His cult status in the club is strongly linked with "Kafana Madera" (in Serbian: a "Madera Tavern") the place where the vast number of football and non football agreements are made. During his era, "Madera" became the epicenter of events in football and society.

==Move to the United States==
In 1966 after Obradović was expelled from his favorite club by the Communist Committee of Belgrade, he moved to the United States and formed an association football club—the San Francisco Clippers—thus becoming one of the pioneers of association football in the United States. His sense of business came to the fore during the Prague Spring in 1968, when Soviet forces entered the Czechoslovak capital.
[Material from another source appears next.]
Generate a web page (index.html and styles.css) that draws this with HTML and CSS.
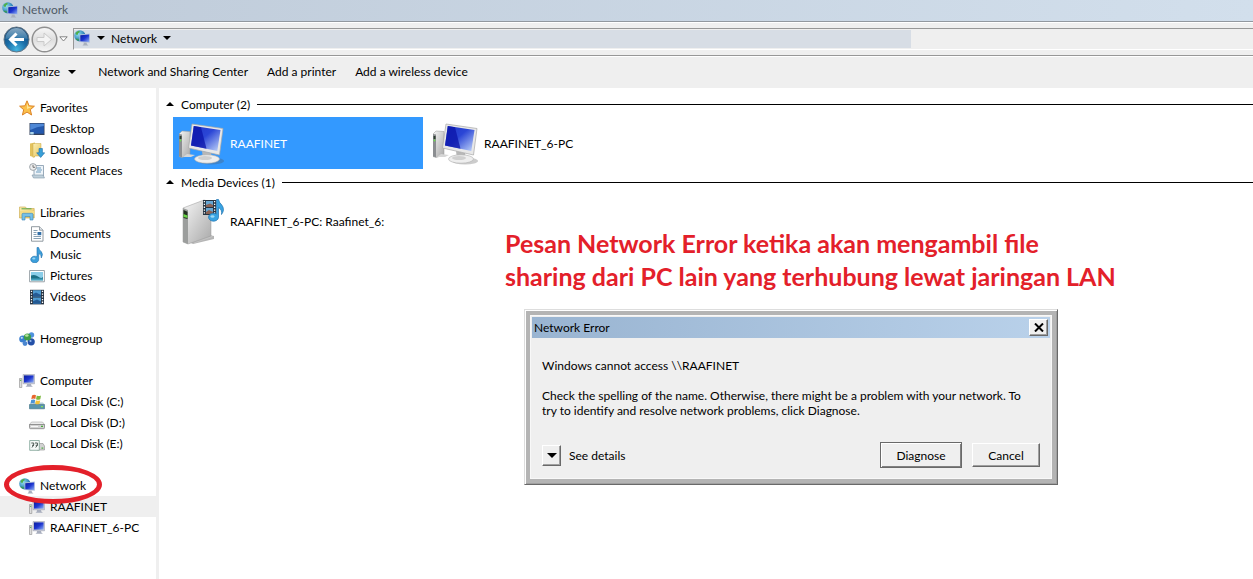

At the time, it happened that the best Czechoslovak team Dukla Praha and the Soviet Union team were guests in the United States so Obradović formed a four-team tournament with participants: Dukla, Soviet Union, San Francisco Clippers and Mexico (as a host of soon to be Olympics). For that, he made a television broadcasting contract with the NBC worth two million dollars, with the condition that a Soviet and a Czechoslovak team would play in the finals. Unfortunately, that plan failed—just before the final match the Soviet embassy prohibited their team from playing.

In his career, Obradović was also NK Olimpija Ljubljana and Valencia CF administrator. In 1982 he obtained an official FIFA managerial license, thus becoming the first licensed manager in Yugoslavia.

==Death==
Obradović died on 23 June 2000 in Belgrade aged 77.